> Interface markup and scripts
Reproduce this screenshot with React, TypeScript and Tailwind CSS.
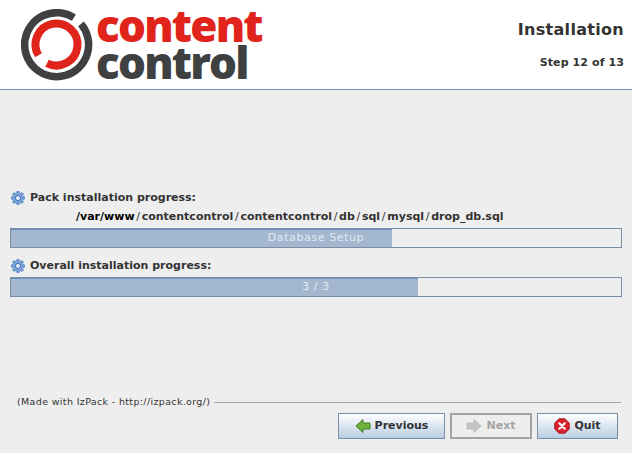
const uiFont = "font-['DejaVu_Sans',sans-serif]";

const pathParts = ["contentcontrol", "contentcontrol", "db", "sql", "mysql", "drop_db.sql"];

function GearIcon() {
  const teeth = [0, 45, 90, 135, 180, 225, 270, 315];
  return (
    <svg width="14" height="14" viewBox="0 0 14 14" className="shrink-0">
      {teeth.map((a) => (
        <rect key={a} x="5.6" y="0.3" width="2.8" height="3.2" rx="0.7" fill="#6d9ad8" stroke="#3f6fb5" strokeWidth="0.5" transform={`rotate(${a} 7 7)`} />
      ))}
      <circle cx="7" cy="7" r="4.4" fill="#7fa8e0" />
      <circle cx="7" cy="7" r="2.6" fill="#dfe9f7" stroke="#3f6fb5" strokeWidth="1" />
    </svg>
  );
}

function Logo() {
  return (
    <div className="flex items-center">
      <svg width="72" height="72" viewBox="0 0 72 72" className="shrink-0">
        <path d="M52.9 8.7 A32 32 0 1 0 60 14.9" fill="none" stroke="#3f4042" strokeWidth="7.5" />
        <path d="M17.5 46.3 A21 21 0 1 1 26 54.2" fill="none" stroke="#e0241b" strokeWidth="8" />
      </svg>
      <div className="ml-[3px] mt-[-1px] flex flex-col font-['Open_Sans',sans-serif] font-extrabold text-[44px] leading-[37px] tracking-[-1.8px]">
        <span className="text-[#e0241b]">content</span>
        <span className="text-[#3f4042]">control</span>
      </div>
    </div>
  );
}

function ProgressBar({ label, percent }: { label: string; percent: number }) {
  return (
    <div className="relative h-[20px] w-full border border-[#7a8ea8] bg-[#eeeeee]">
      <div className="h-full border-t border-[#6f8fc0] bg-[#a3b8cf]" style={{ width: `${percent}%` }} />
      <div className="absolute inset-0 flex items-center justify-center text-[11px] tracking-[0.6px] text-[#e3e9f0]">
        {label}
      </div>
    </div>
  );
}

function NavButton({
  label,
  icon,
  width,
  disabled,
}: {
  label: string;
  icon: React.ReactNode;
  width: string;
  disabled?: boolean;
}) {
  return (
    <button
      className={
        disabled
          ? `flex h-[26px] ${width} items-center justify-center gap-[4px] border-2 border-[#a3a3a3] bg-[#eeeeee] text-[11px] font-bold text-[#a3a3a3]`
          : `flex h-[26px] ${width} items-center justify-center gap-[4px] border border-[#7a8ea8] bg-gradient-to-b from-white to-[#b9cde3] text-[11px] font-bold text-[#333333]`
      }
    >
      {icon}
      {label}
    </button>
  );
}

export default function App() {
  return (
    <div className={`flex h-[453px] w-[632px] flex-col overflow-hidden bg-[#eeeeee] ${uiFont}`}>
      <header className="flex h-[90px] shrink-0 items-start justify-between border-b border-[#6f8fc0] bg-white pl-[21px] pr-[8px]">
        <div className="pt-[8px]">
          <Logo />
        </div>
        <div className="flex flex-col items-end pt-[19px] text-[#333333]">
          <h1 className="text-[16px] font-bold leading-[22px] tracking-[0.3px]">Installation</h1>
          <p className="mt-[15px] text-[11px] font-bold leading-[14px] tracking-[0.1px]">Step 12 of 13</p>
        </div>
      </header>

      <main className="flex flex-1 flex-col px-[10px] pt-[101px]">
        <div className="flex h-[14px] items-center gap-[5px] pl-px text-[11px] font-bold text-[#333333]">
          <GearIcon />
          Pack installation progress:
        </div>
        <div className="mt-[5px] flex h-[14px] pl-[66px] text-[11px] font-bold leading-[14px] text-[#333333]">
          <span className="text-black">/var/www</span>
          {pathParts.map((part, i) => (
            <span key={i}>
              <span className="mx-[1.7px] font-normal">/</span>
              {part}
            </span>
          ))}
        </div>
        <div className="mt-[4px]">
          <ProgressBar label="Database Setup" percent={62.4} />
        </div>
        <div className="mt-[11px] flex h-[14px] items-center gap-[5px] pl-px text-[11px] font-bold text-[#333333]">
          <GearIcon />
          Overall installation progress:
        </div>
        <div className="mt-[4px]">
          <ProgressBar label="3 / 3" percent={66.7} />
        </div>
      </main>

      <footer className="flex shrink-0 flex-col px-[10px] pb-[14px]">
        <div className="flex items-center pl-[7px] pr-px">
          <span className="text-[9.5px] leading-[14px] tracking-[0.35px] text-[#333333]">
            (Made with IzPack - http://izpack.org/)
          </span>
          <div className="ml-[4px] h-px flex-1 bg-[#a3a3a3]" />
        </div>
        <div className="mt-[4px] flex justify-end gap-[5px] pr-[4px]">
          <NavButton
            label="Previous"
            width="w-[107px]"
            icon={
              <svg width="16" height="16" viewBox="0 0 16 16">
                <path d="M1 8 L8 1.5 V5 H15 V11 H8 V14.5 Z" fill="#6fb23a" stroke="#3f7f1c" strokeWidth="1" />
              </svg>
            }
          />
          <NavButton
            label="Next"
            width="w-[82px]"
            disabled
            icon={
              <svg width="16" height="16" viewBox="0 0 16 16">
                <path d="M15 8 L8 1.5 V5 H1 V11 H8 V14.5 Z" fill="#c4c4c4" stroke="#bbbbbb" strokeWidth="1" />
              </svg>
            }
          />
          <NavButton
            label="Quit"
            width="w-[81px]"
            icon={
              <svg width="16" height="16" viewBox="0 0 16 16">
                <path d="M5 0.7 H11 L15.3 5 V11 L11 15.3 H5 L0.7 11 V5 Z" fill="#d8202a" stroke="#9c1018" strokeWidth="0.8" />
                <path d="M5.3 5.3 L10.7 10.7 M10.7 5.3 L5.3 10.7" stroke="white" strokeWidth="2.2" strokeLinecap="round" />
              </svg>
            }
          />
        </div>
      </footer>
    </div>
  );
}
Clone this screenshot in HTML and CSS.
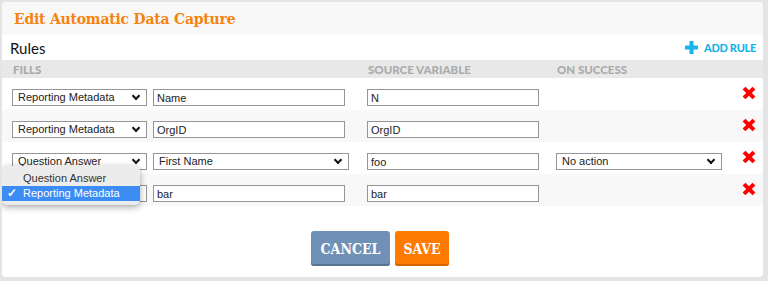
FILE: index.html
```html
<!DOCTYPE html>
<html>
<head>
    <title>Edit Automatic Data Capture</title>
    <meta charset=utf-8>
    <link rel="stylesheet" href="styles.css">
</head>
<body>
    <div id="panel">
        <div class="head">
            <h2>Edit Automatic Data Capture</h2>
        </div>
        <div class="rules-bar">
            <span class="rules">Rules</span>
            <a class="add-rule">
                <svg width="13" height="13" viewBox="0 0 13 13"><path d="M6.5 0v13M0 6.5h13" stroke="#16b4e9" stroke-width="4"/></svg>
                ADD RULE
            </a>
        </div>
        <div class="row thead">
            <span class="c1">Fills</span>
            <span class="c3">Source Variable</span>
            <span class="c4">On Success</span>
        </div>

        <div class="row">
            <div class="sel c1">Reporting Metadata</div>
            <input class="inp c2" value="Name">
            <input class="inp c3" value="N">
            <span class="c4"></span>
            <span class="del"></span>
        </div>
        <div class="row odd">
            <div class="sel c1">Reporting Metadata</div>
            <input class="inp c2" value="OrgID">
            <input class="inp c3" value="OrgID">
            <span class="c4"></span>
            <span class="del"></span>
        </div>
        <div class="row">
            <div class="sel c1">Question Answer</div>
            <div class="sel c2 wide">First Name</div>
            <input class="inp c3" value="foo">
            <div class="sel c4">No action</div>
            <span class="del"></span>
        </div>
        <div class="row odd">
            <div class="sel c1"><span class="hidden">Reporting Metadata</span></div>
            <input class="inp c2" value="bar">
            <input class="inp c3" value="bar">
            <span class="c4"></span>
            <span class="del"></span>
        </div>

        <div class="foot">
            <button class="btn cancel">CANCEL</button>
            <button class="btn save">SAVE</button>
        </div>

        <div class="menu">
            <div class="item">Question Answer</div>
            <div class="item on"><span class="tick">✓</span>Reporting Metadata</div>
        </div>
    </div>
</body>
</html>
```

FILE: styles.css
```css
body{
    margin:0;
    background: #e4e4e4;
    font-family: "Liberation Sans", Arial, sans-serif;
    height: 281px;
    overflow: hidden;
}
#panel{
    position: relative;
    margin: 2px 5px 0 2px;
    height: 275px;
    background: #fff;
    border-radius: 4px;
    overflow: hidden;
}
.head{
    height: 33px;
    background: #f8f8f8;
    padding-left: 12px;
    display: flex;
    align-items: center;
}
h2{
    margin: 0;
    font-family: "DejaVu Serif Condensed", "DejaVu Serif", serif;
    font-weight: bold;
    font-size: 15.5px;
    letter-spacing: -0.2px;
    color: #f7820e;
}
.rules-bar{
    height: 25px;
    display: flex;
    align-items: center;
    justify-content: space-between;
    padding: 0 7px 0 8px;
}
.rules{
    font-family: Lato, sans-serif;
    font-size: 15px;
    color: #111;
}
.add-rule{
    display: flex;
    align-items: center;
    gap: 6px;
    font-family: Lato, sans-serif;
    font-weight: 900;
    font-size: 11px;
    color: #16b4e9;
    letter-spacing: -0.3px;
}
.row{
    display: flex;
    align-items: flex-start;
    box-sizing: border-box;
    height: 32px;
    padding: 11px 0 0 10px;
}
.row.odd{ background: #f8f8f8; }
.c1{ width: 135px; flex: none; }
.c2{ width: 192px; margin-left: 6px; flex: none; }
.c2.wide{ width: 196px; }
.c3{ width: 172px; margin-left: 22px; flex: none; }
.sel.c2.wide + .c3{ margin-left: 18px; }
.c4{ width: 166px; margin-left: 17px; flex: none; }
.thead{
    height: 18px;
    padding: 0 0 0 11px;
    align-items: center;
    background: #e8e8e8;
    font-family: Lato, sans-serif;
    font-weight: 900;
    font-size: 11.5px;
    color: #ababab;
    text-transform: uppercase;
}
.thead .c3{ margin-left: 220px; }
.thead .c4{ margin-left: 17px; }
.sel, .inp{
    box-sizing: border-box;
    height: 17px;
    border: 1px solid #959595;
    background: #fff;
    font-family: "Liberation Sans", Arial, sans-serif;
    font-size: 11px;
    color: #222;
    margin-top: 0;
    margin-bottom: 0;
}
.sel{
    position: relative;
    padding: 1px 0 0 5px;
}
.sel::after{
    content: "";
    position: absolute;
    right: 7px;
    top: 3px;
    width: 4px;
    height: 4px;
    border-right: 2px solid #111;
    border-bottom: 2px solid #111;
    transform: rotate(45deg);
}
.hidden{ visibility: hidden; }
.inp{
    padding: 0 3px;
    outline: none;
}
.del{
    position: relative;
    width: 12px;
    height: 12px;
    margin-left: 21px;
    margin-top: -2px;
}
.del::before, .del::after{
    content: "";
    position: absolute;
    left: -1px;
    top: 4px;
    width: 14px;
    height: 4px;
    background: #f00;
    transform: rotate(45deg);
}
.del::after{ transform: rotate(-45deg); }
.foot{
    display: flex;
    justify-content: center;
    gap: 5px;
    padding-top: 25px;
    padding-right: 5px;
}
.btn{
    height: 35px;
    border: none;
    border-radius: 3px;
    font-family: "DejaVu Serif Condensed", "DejaVu Serif", serif;
    font-weight: bold;
    font-size: 14px;
    color: #fff;
}
.cancel{
    width: 79px;
    background: #6f91b6;
    box-shadow: inset 0 -2px 0 #587593;
}
.save{
    width: 54px;
    background: #ff7a00;
    box-shadow: inset 0 -2px 0 #d66400;
}
.menu{
    position: absolute;
    left: 0;
    top: 164px;
    width: 138px;
    padding: 5px 0 4px;
    background: #ececec;
    border-radius: 5px;
    box-shadow: 0 2px 7px rgba(0,0,0,.35);
    font-family: "Liberation Sans", Arial, sans-serif;
    font-size: 11px;
}
.item{
    height: 15px;
    line-height: 15px;
    padding-left: 21px;
    color: #333;
    position: relative;
}
.item.on{
    background: #3c8cf6;
    color: #fff;
}
.tick{
    position: absolute;
    left: 5px;
    font-size: 12px;
    font-weight: bold;
}
```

> CHALLENGE
Identify and extract each line of the listing that contains "screenshot".

> ANSWER TO THIS PROBLEM
Reproduce this screenshot with React, TypeScript and Tailwind CSS.
Clone this screenshot in HTML and CSS.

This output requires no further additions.